Acepto que también vale una rotunda frase como: "Hay en la plaza un perro lisiado". Aunque dicho así, secamente, informa sólo un dato y lo que intento es expresar la emoción que me provoca el acontecimiento. No por compasión. No por su pata faltante que, por lo demás, es la más fuerte de su dislocada silueta. Hay algo aún más llamativo y expuesto: resulta que este perro sonríe. De par en par. Sea sentado, orinando, corriendo o yendo de persona a persona, lo suyo es sonreír. Es primero un animal sonriente.

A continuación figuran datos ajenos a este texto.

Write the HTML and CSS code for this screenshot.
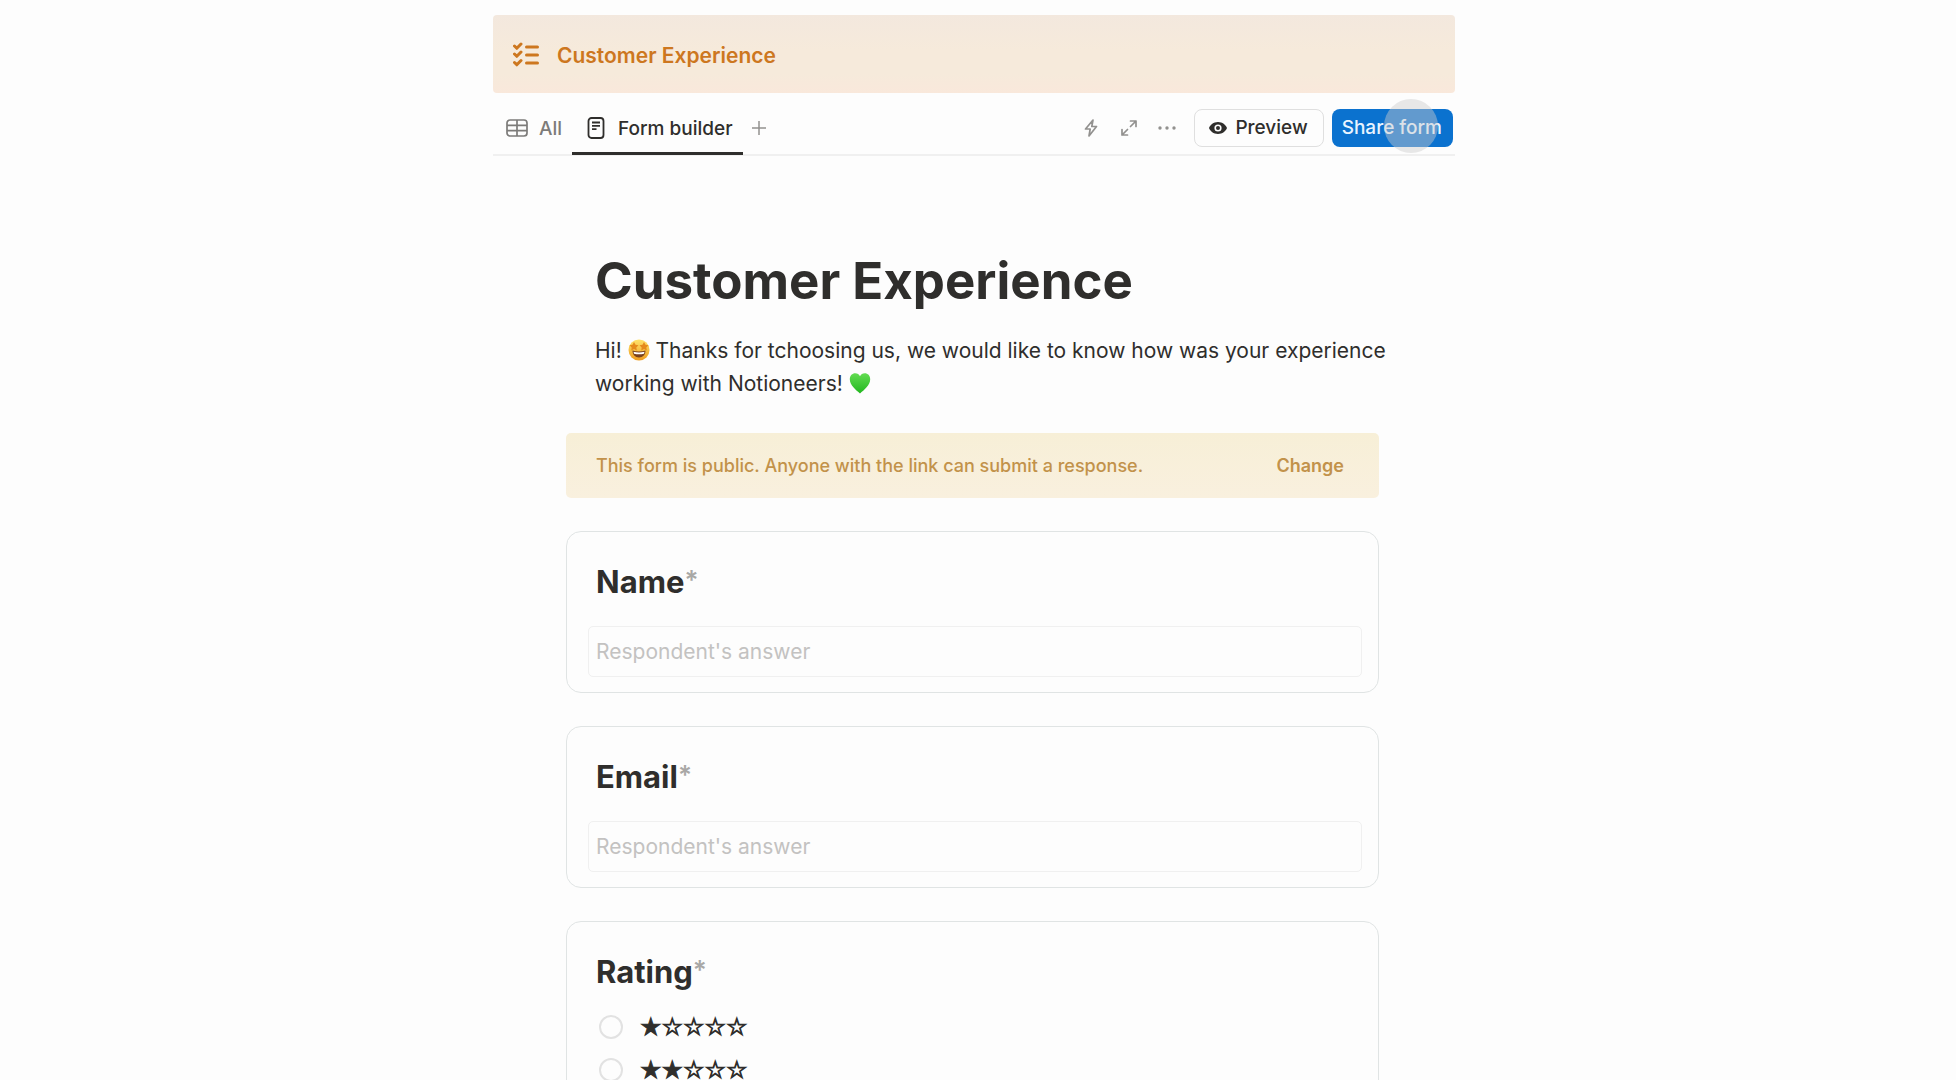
FILE: index.html
```html
<!DOCTYPE html>
<html lang="en">
<head>
<meta charset="utf-8">
<meta name="viewport" content="width=device-width, initial-scale=1">
<title>Customer Experience</title>
<link rel="stylesheet" href="styles.css">
</head>
<body>
<div class="page">
  <header class="banner">
    <svg class="banner-icon" viewBox="0 0 26 26" width="26" height="26" fill="none" stroke="currentColor" stroke-width="3" stroke-linecap="round" stroke-linejoin="round" aria-hidden="true">
      <path d="M1.500 4l2.300 2.300L8 2M1.500 12l2.300 2.300L8 10M1.500 20.500l2.300 2.300L8 18.500M13.500 5h11M13.500 13h11M13.500 21h11"/>
    </svg>
    <span>Customer Experience</span>
  </header>

  <div class="toolbar">
    <nav class="tabs" aria-label="Views">
      <a class="tab" href="#all">
        <svg viewBox="0 0 22 18" width="22" height="18" fill="none" stroke="currentColor" stroke-width="1.7" aria-hidden="true">
          <rect x="1" y="1" width="20" height="16" rx="3"/><path d="M1 6.300h20M1 11.600h20M11 1v16"/>
        </svg>
        <span>All</span>
      </a>
      <a class="tab tab-active" href="#builder" aria-current="page">
        <svg viewBox="0 0 18 22" width="18" height="22" fill="none" stroke="currentColor" stroke-width="1.800" aria-hidden="true">
          <rect x="1.500" y="1" width="15" height="20" rx="3"/><path d="M5 5.500h8M5 8.800h8M5 12.100h4.500"/>
        </svg>
        <span>Form builder</span>
      </a>
      <button class="icon-button add" type="button" aria-label="Add view">
        <svg viewBox="0 0 16 16" width="16" height="16" fill="none" stroke="currentColor" stroke-width="1.500"><path d="M8 1v14M1 8h14"/></svg>
      </button>
    </nav>
    <div class="actions">
      <div class="icons">
        <button class="icon-button" type="button" aria-label="Automations">
          <svg viewBox="0 0 18 18" width="18" height="18" fill="none" stroke="currentColor" stroke-width="1.700" stroke-linejoin="round"><path d="M11 1L3.500 10h4.700L7 17l7.500-9.500H9.800z"/></svg>
        </button>
        <button class="icon-button" type="button" aria-label="Expand">
          <svg viewBox="0 0 18 18" width="18" height="18" fill="none" stroke="currentColor" stroke-width="1.700" stroke-linecap="round" stroke-linejoin="round"><path d="M10.500 2H16v5.500M16 2l-5.500 5.500M7.500 16H2v-5.500M2 16l5.500-5.500"/></svg>
        </button>
        <button class="icon-button" type="button" aria-label="More">
          <svg viewBox="0 0 18 18" width="18" height="18" fill="currentColor"><circle cx="2" cy="9" r="1.700"/><circle cx="9" cy="9" r="1.700"/><circle cx="16" cy="9" r="1.700"/></svg>
        </button>
      </div>
      <button class="button" type="button">
        <svg viewBox="0 0 20 14" width="20" height="14" aria-hidden="true"><path fill="currentColor" fill-rule="evenodd" d="M10 1C5.500 1 2.300 3.800 1 7c1.300 3.200 4.500 6 9 6s7.700-2.800 9-6c-1.300-3.200-4.500-6-9-6zm0 2.400a3.600 3.600 0 1 1 0 7.200 3.600 3.600 0 0 1 0-7.200z"/><circle cx="10" cy="7" r="2" fill="currentColor"/></svg>
        Preview
      </button>
      <div class="share">
        <button class="button button-primary" type="button">Share form</button>
        <span class="pointer"></span>
      </div>
    </div>
  </div>

  <main class="form">
    <h1>Customer Experience</h1>
    <p class="intro">Hi! <svg class="emoji" viewBox="0 0 22 22" aria-hidden="true">
        <defs><linearGradient id="face" x1="0" y1="0" x2="0" y2="1"><stop offset="0" stop-color="#ffe36a"/><stop offset="1" stop-color="#ed9c20"/></linearGradient></defs>
        <circle cx="11" cy="11" r="10.500" fill="url(#face)"/>
        <path d="M4.500 11.500q6.500 2.200 13 0c0 4-2.500 7-6.500 7s-6.500-3-6.500-7z" fill="#79401c"/>
        <path d="M5.500 12.700q5.500 1.500 11 0l-.5 2q-5 1-10 0z" fill="#fff"/>
        <path d="M6 3l1.500 2.700 3 .500-2.200 2.200.5 3L6 10 3.200 11.400l.5-3L1.500 6.200l3-.5zM16 3l1.500 2.700 3 .500-2.200 2.200.5 3L16 10l-2.800 1.400.5-3-2.200-2.200 3-.5z" fill="#e58a1c"/>
      </svg> Thanks for tchoosing us, we would like to know how was your experience working with Notioneers! <svg class="emoji" viewBox="0 0 22 22" aria-hidden="true">
        <defs><linearGradient id="heart" x1="0" y1="0" x2="0" y2="1"><stop offset="0" stop-color="#62dc51"/><stop offset="1" stop-color="#22b71f"/></linearGradient></defs>
        <path d="M11 21.500C7 18 .8 13.500.8 7.300.8 3.500 3.300 1.300 6.200 1.300c2.200 0 3.900 1.100 4.800 3 .9-1.900 2.600-3 4.800-3 2.900 0 5.400 2.200 5.400 6C21.200 13.500 15 18 11 21.500z" fill="url(#heart)"/>
      </svg></p>

    <div class="notice">
      <span>This form is public. Anyone with the link can submit a response.</span>
      <button class="change" type="button">Change</button>
    </div>

    <section class="card">
      <h2><label for="name">Name</label><span class="required">*</span></h2>
      <input class="answer" id="name" type="text" placeholder="Respondent's answer">
    </section>

    <section class="card">
      <h2><label for="email">Email</label><span class="required">*</span></h2>
      <input class="answer" id="email" type="email" placeholder="Respondent's answer">
    </section>

    <section class="card">
      <h2 id="rating">Rating<span class="required">*</span></h2>
      <div class="options" role="radiogroup" aria-labelledby="rating">
        <label class="option"><input type="radio" name="rating" value="1"><span>★☆☆☆☆</span></label>
        <label class="option"><input type="radio" name="rating" value="2"><span>★★☆☆☆</span></label>
      </div>
    </section>
  </main>
</div>
</body>
</html>
```

FILE: styles.css
```css
*, *::before, *::after { box-sizing: border-box; }

body {
  margin: 0;
  background: #fdfdfd;
  color: #2f2e2c;
  font-family: Inter, "Liberation Sans", sans-serif;
  font-size: 21px;
}

button {
  margin: 0;
  padding: 0;
  border: 0;
  background: none;
  color: inherit;
  font: inherit;
}

.page {
  height: 100vh;
  overflow: hidden;
  padding: 15px 8px 0 0;
}

.banner, .toolbar, .form {
  width: 100%;
  max-width: 962px;
  margin: 0 auto;
}

.banner {
  display: flex;
  align-items: center;
  gap: 18px;
  height: 78px;
  padding: 2px 20px 0;
  border-radius: 4px;
  background: linear-gradient(#f3e8de, #f6eadb 45%, #f6eadb 75%, #f9e8db);
  color: #cd771f;
  font-size: 21px;
  font-weight: 600;
}

.toolbar {
  display: flex;
  justify-content: space-between;
  height: 63px;
  border-bottom: 2px solid #f0f0f0;
}

.tabs { display: flex; }

.tab {
  display: flex;
  align-items: center;
  gap: 11px;
  height: 62px;
  padding: 8px 10px 0 13px;
  color: #7c7b79;
  font-size: 19px;
  font-weight: 500;
  text-decoration: none;
}

.tab-active {
  gap: 13px;
  padding: 11px 10px 0 15px;
  border-bottom: 3px solid #2f2e2c;
  color: #2f2e2c;
}

.icon-button {
  display: flex;
  align-items: center;
  color: #92918f;
}

.add { padding: 8px 8px 0; }

.actions {
  display: flex;
  align-items: center;
  gap: 8px;
  padding: 8px 2px 0 0;
}

.icons {
  display: flex;
  gap: 20px;
  margin-right: 10px;
}

.button {
  display: flex;
  align-items: center;
  justify-content: center;
  gap: 7px;
  height: 38px;
  padding: 0 15px 0 13px;
  border: 1px solid #dfdfdf;
  border-radius: 8px;
  font-size: 19px;
  font-weight: 500;
}

.button-primary {
  padding: 0 11px 0 10px;
  border: 0;
  background: #0b72cf;
  color: #e9f4ff;
}

.share { position: relative; }

.pointer {
  position: absolute;
  top: -10px;
  right: 15px;
  width: 54px;
  height: 54px;
  border-radius: 50%;
  background: rgba(205, 205, 205, 0.45);
}

.form { padding: 91px 76px 0 73px; }

h1 {
  margin: 0 29px;
  font-size: 51px;
  line-height: 68px;
  font-weight: 700;
}

.intro {
  margin: 19px -24px 33px 29px;
  line-height: 33px;
}

.emoji {
  width: 22px;
  height: 22px;
  vertical-align: -3px;
}

.notice {
  display: flex;
  align-items: center;
  justify-content: space-between;
  height: 65px;
  margin-bottom: 33px;
  padding: 0 35px 0 30px;
  border-radius: 5px;
  background: linear-gradient(#f7efd7, #f9f0de);
  color: #c2924a;
  font-size: 18px;
  font-weight: 500;
}

.change { font-weight: 600; }

.card {
  margin-bottom: 33px;
  padding: 30px 16px 15px 21px;
  border: 1px solid #e0e4e4;
  border-radius: 15px;
}

h2 {
  margin: 0 8px;
  font-size: 31px;
  line-height: 40px;
  font-weight: 700;
}

.required {
  color: #a9a8a6;
  font-size: 26px;
  line-height: 24px;
  font-weight: 600;
  vertical-align: 4px;
}

.answer {
  display: block;
  width: 100%;
  height: 51px;
  margin-top: 24px;
  padding: 0 7px;
  border: 1px solid #f0f0f0;
  border-radius: 5px;
  background: transparent;
  color: inherit;
  font: inherit;
}

.answer::placeholder {
  color: #c3c2c1;
  opacity: 1;
}

.options {
  display: flex;
  flex-direction: column;
  margin: 13px 11px 0;
}

.option {
  display: flex;
  align-items: center;
  gap: 17px;
  height: 43px;
  font-family: "DejaVu Sans", sans-serif;
  font-size: 24px;
  -webkit-text-stroke: 1px currentColor;
}

.option input {
  width: 24px;
  height: 24px;
  margin: 0;
  border: 2px solid #e2e2e2;
  border-radius: 50%;
  appearance: none;
}
```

Luego un manco. Puede que finalmente haya en él un perro. No lo sé.
Sé que puede resultar chocante asociar perro con sonrisa. Pero ahí está. Tan propia como la de cada cual. Por eso la gente se detiene, lo acaricia y comenta su incansable beatitud. Hasta los muy hoscos lo contemplan y parten con media sonrisa de sorpresa en la cara. Es seguro que este perro tiene algo y que ese algo se le pega a la gente que lo ve. Son más las sonrisas que prosiguen el camino que las que vienen viniendo hasta el lugar en el que puede estar el perro. Es como un milagro sin confirmación oficial. Un hecho más. O "un casual", como dicen algunos.
Pero no. Es el trabajo secreto de un artista. Esta información la obtuve pese al silencio de la muchacha que lo pasea. Ella es amable, pero sólo responde por señas. No parece ser muda, sino una profesional del silencio. A mis preguntas las contesta con armónicos gestos que se hilvanan en el aire, en donde se deshacen sin que pueda antes descubrir su clave. Sólo descifro al perro. Su sonrisa no precisa traducción.
Por fin, como decía, pude aclarar una parte (sólo una) del misterio. La muchacha que pasea sin palabras es la hija del más renombrado mimo argentino. El perro, un insólito alumno a quien este artista ha conseguido hacerle olvidar su pata perdida enseñándole a vivir sonriendo. Sería grosero cerrar esta pesquisa con moraleja al uso. Por suerte, no la tiene. Aunque a mí, por momentos, me asaltan ganas de ir y plagiar al fabuloso perro de Angel Elizondo. Abandonar las muchas patas rotas en el bolsón del año ido y no quitarme la sonrisa ni para morir. Espero hacerlo. De no ser así, desde ya autorizo a quien pudiera encontrarme sin ella en cualquier sitio que me lo demande.